Most notably, it became the basis for the Boney M. hit "Ma Baker" in 1977 largely based on the 1975 hit by Mohamed Hanesh.

Parts of the song have also been sampled many times in other released songs in Arabic and other languages.
- Arabic versions were done by Bled Runner featuring Dida Brother (on the album The Rough Guide to Arabesque), by Cheb Rayan featuring Rima and a mix by Malik Adouane.
- Instrumental versions were done by Omar Khorshid.
- Hakim also recorded a version of this song mixing flamenco elements with Spanish and Arabic lyrics.
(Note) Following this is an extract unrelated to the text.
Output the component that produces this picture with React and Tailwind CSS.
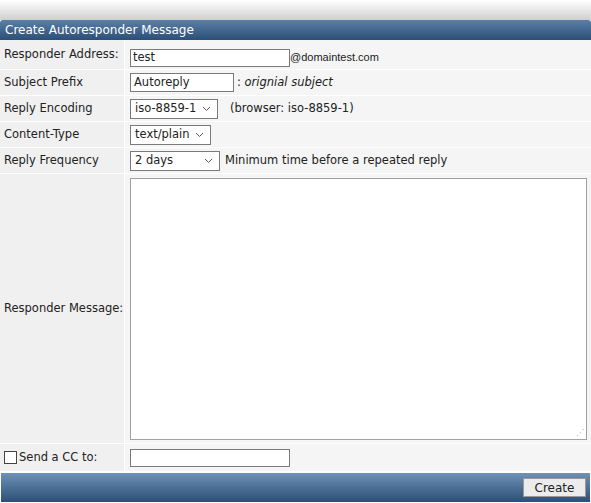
const F = { fontFamily: '"DejaVu Sans", Verdana, sans-serif' };
const Chev = () => (
  <svg width="9" height="6" viewBox="0 0 9 6" className="ml-auto"><path d="M1 1l3.5 3.5L8 1" fill="none" stroke="#555" strokeWidth="1"/></svg>
);
const Sel = ({ w, v }) => (
  <div className={`flex items-center h-[20px] border border-[#7a7a7a] bg-white px-[4px] pr-[6px] ${w}`}>
    <span>{v}</span><Chev />
  </div>
);
const Row = ({ label, h = "h-[26px]", children, labelClass = "items-center" }) => (
  <div className={`flex ${h} border-b border-white`}>
    <div className={`w-[125px] bg-[#f0f0f0] border-r border-white flex ${labelClass} pl-[4px]`}>{label}</div>
    <div className="flex-1 bg-[#f5f5f5] flex items-center pl-[5px]">{children}</div>
  </div>
);
export default function App() {
  return (
    <div className="w-[591px] h-[503px] bg-white text-[11.5px] text-[#222]" style={F}>
      <div className="h-[20px] bg-gradient-to-b from-white to-[#cfcfcf]" />
      <div className="h-[20px] rounded-t-[3px] bg-gradient-to-b from-[#5b7fa6] to-[#2c4f78] text-white flex items-center pl-[5px] text-[12px]">Create Autoresponder Message</div>
      <Row label="Responder Address:" h="h-[30px]">
        <div className="w-[160px] h-[18px] border border-[#7a7a7a] bg-white px-[2px] flex items-center mt-[6px]">test</div>
        <span className="text-[11px] mt-[6px]" style={{ fontFamily: '"Liberation Sans", Arial, sans-serif' }}>@domaintest.com</span>
      </Row>
      <Row label="Subject Prefix">
        <div className="w-[104px] h-[19px] border border-[#7a7a7a] bg-white px-[3px] flex items-center">Autoreply</div>
        <span className="ml-[3px]">: <i>orignial subject</i></span>
      </Row>
      <Row label="Reply Encoding">
        <Sel w="w-[88px]" v="iso-8859-1" />
        <span className="ml-[12px]">(browser: iso-8859-1)</span>
      </Row>
      <Row label="Content-Type">
        <Sel w="w-[81px]" v="text/plain" />
      </Row>
      <Row label="Reply Frequency">
        <Sel w="w-[90px]" v="2 days" />
        <span className="ml-[5px]">Minimum time before a repeated reply</span>
      </Row>
      <Row label="Responder Message:" h="h-[270px]">
        <div className="w-[457px] h-[262px] border border-[#a0a0a0] bg-white relative">
          <span className="absolute right-[2px] bottom-[0px] text-[8px] text-[#aaa]">⋰</span>
        </div>
      </Row>
      <Row label={<span className="flex items-center gap-[2px]"><span className="w-[13px] h-[13px] border border-[#444] bg-white inline-block" />Send a CC to:</span>} h="h-[28px]">
        <div className="w-[160px] h-[18px] border border-[#7a7a7a] bg-white" />
      </Row>
      <div className="h-[29px] mx-[1px] bg-gradient-to-b from-[#6f92b5] to-[#2c4f78] flex items-center justify-end pr-[4px] mt-[1px]">
        <div className="w-[63px] h-[19px] bg-[#ececec] border border-[#999] flex items-center justify-center text-[12px]">Create</div>
      </div>
    </div>
  );
}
- Robert Plant performed "Sidi Mansour" with Juldeh Camara at World of Music, Arts and Dance (WOMAD) in Abu Dhabi.
- "Se Pira Sovara" is a version recorded in Greek and Arabic in 2004 by Sarbel and was a big hit for him in Greece.
- "Mariš li" (in Serbian Мариш ли) is a Serbian language song sung by Viki Miljković, using the music of "Sidi Mansour" taken from her 2003 album of the same name.
- "Mavişim" is a Turkish song sung by İbrahim Tatlıses using the music of "Sidi Mansour". It is found on his album Yetmez mi.
- "Za Yam Maghror Laila" with the music of "Sidi Mansour" is a Pakistani song sung by various artists in Urdu / Pashto.
- Mario Più and Mauro Picotto released the song "Arabian Pleasures" in 1999 which uses the melody of "Sidi Mansour". A vocal version was later contributed by Egyptian/Algerian singer Amal Wahby.
- "Allah Allah Ne Zaman" is a Turkish song sung by Güzin and Baha using the music of "Sidi Mansour".
- "Shpirti im" is an Albanian song sung by Ervis Bix using the music of "Sidi Mansour".
- "PAF.no", a song by the Norwegian rap duo Karpe, has a chorus containing parts of the song.
- ”Count My Blessings” by Enisa, an Albanian-American pop singer.
- ”Ela Ela” by Tita, a Bulgarian chalga and pop singer.
- "Nachave Nizam Pori" sung by Adnan Sami and Suneeta Rao in the Indian Telugu language movie Varsham.